In the first, the child does not protest when the parent departs and when the parent returns the child ignores, avoids the parent, or approaches very hesitantly. Despite not protesting, the child’s exploration of the toys deteriorated and later studies revealed that these infants are showing stress reactions (elevated heart rates etc.) during the departure even though they are not protesting. This pattern was termed an avoidant attachment .
In the second pattern, the child does protests, often in a dramatic fashion, sometimes clinging tightly to the departing parent. When the parent returns the infant continues to protest, even directing aggression toward the parent and does not settle for some time. This second “insecure” pattern was referred to as an ambivalent attachment.

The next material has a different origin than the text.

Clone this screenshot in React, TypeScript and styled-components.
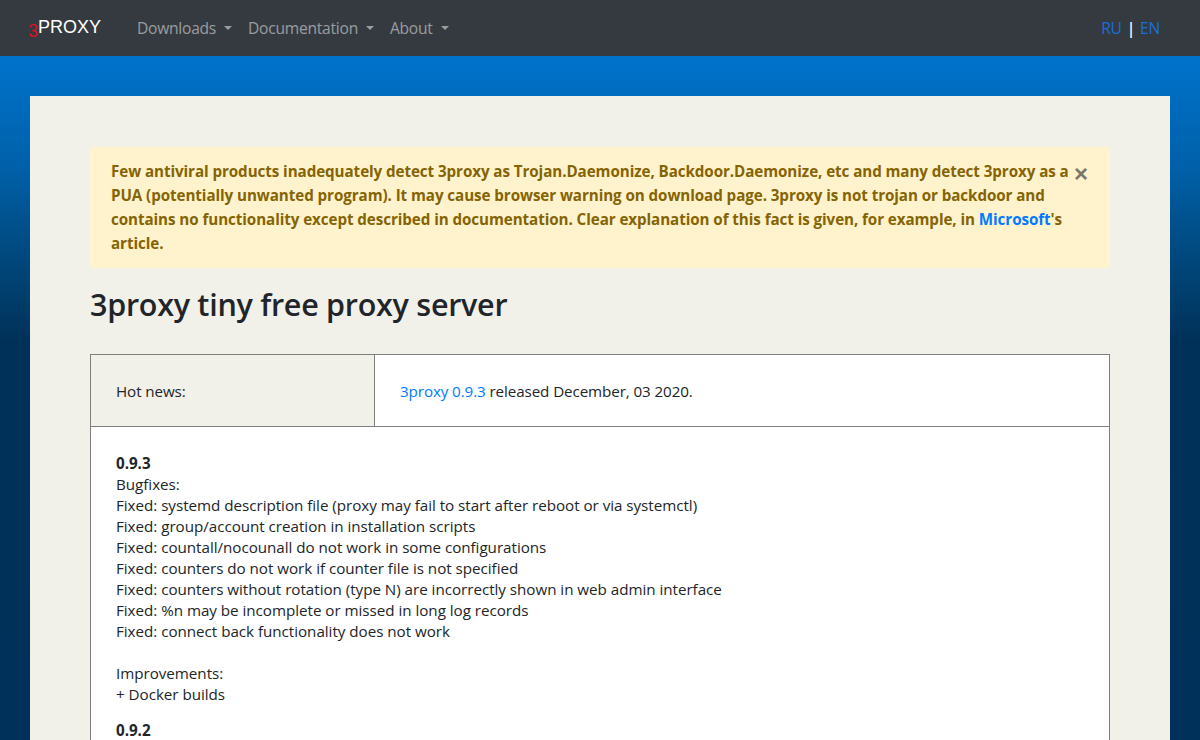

Mary Main demonstrated a fourth pattern, which she referred to as an insecure disorganized attachment. These infants appeared to be confused as to how to respond. The child might protest and then withdraw or appear frozen in indecision. This pattern has been demonstrated to occur in the most troubled of parent child situations and has been related to the worst outcomes. None of these patterns is in itself a “disorder”. They are merely relationship patterns. They have also been shown to have remarkable staying power although they can change as development progresses. These pattern have been shown to persist into adulthood in our relationships with significant others in our life.
Active or Passive
Attachment patterns are strategies of communicating with a caregiver, and the ability to use that caregiver to become calm when faced with stress. Avoidant children have learned not to call their parent, as calls have not been attended to, or they have learned to inhibit their calls, having determined it is best not to burden their caregiver unless it is very necessary. Ambivalent children have learned to turn up the volume of their protests when distressed. They demand the presence of the caregiver loudly, and have determined that this is the best strategy for getting their needs met. In the end we have extremes of active versus passive strategies. Disorganized children may flip flop between these strategies, at times seizing control, and other times becoming passive. It is important to point out here that the child’s behavior is not related to the parents love for their child. Parents who very much love their children can be unavailable for many reasons or can be stressed by a multitude of factors. Also genetic or environmental (toxins/medical/trauma) factors may interfere with a parent's capacity to soothe a child despite their best efforts and availability. Any one of these strategies may be a functional strategy in such situations for a child.
In the last post we explored how children learn to accommodate their behaviour to the needs of others. In this post we have seen how children communicate responsibility to those others for their needs. These relationship patterns persist into adulthood and determine the patterns we engage in, in our most intimate relationships, when we are in need. These intimate relationships in turn are the relationships we rely on for support when we become the caregivers for the next generation. We, as a society, are charged with providing as supportive a community as possible to young parents, of all attachment styles, as they face the challenges of meeting the needs of their young ones. In this way we allow them the best opportunity to create sustaining relationships that will provide a strong foundation for the next generation.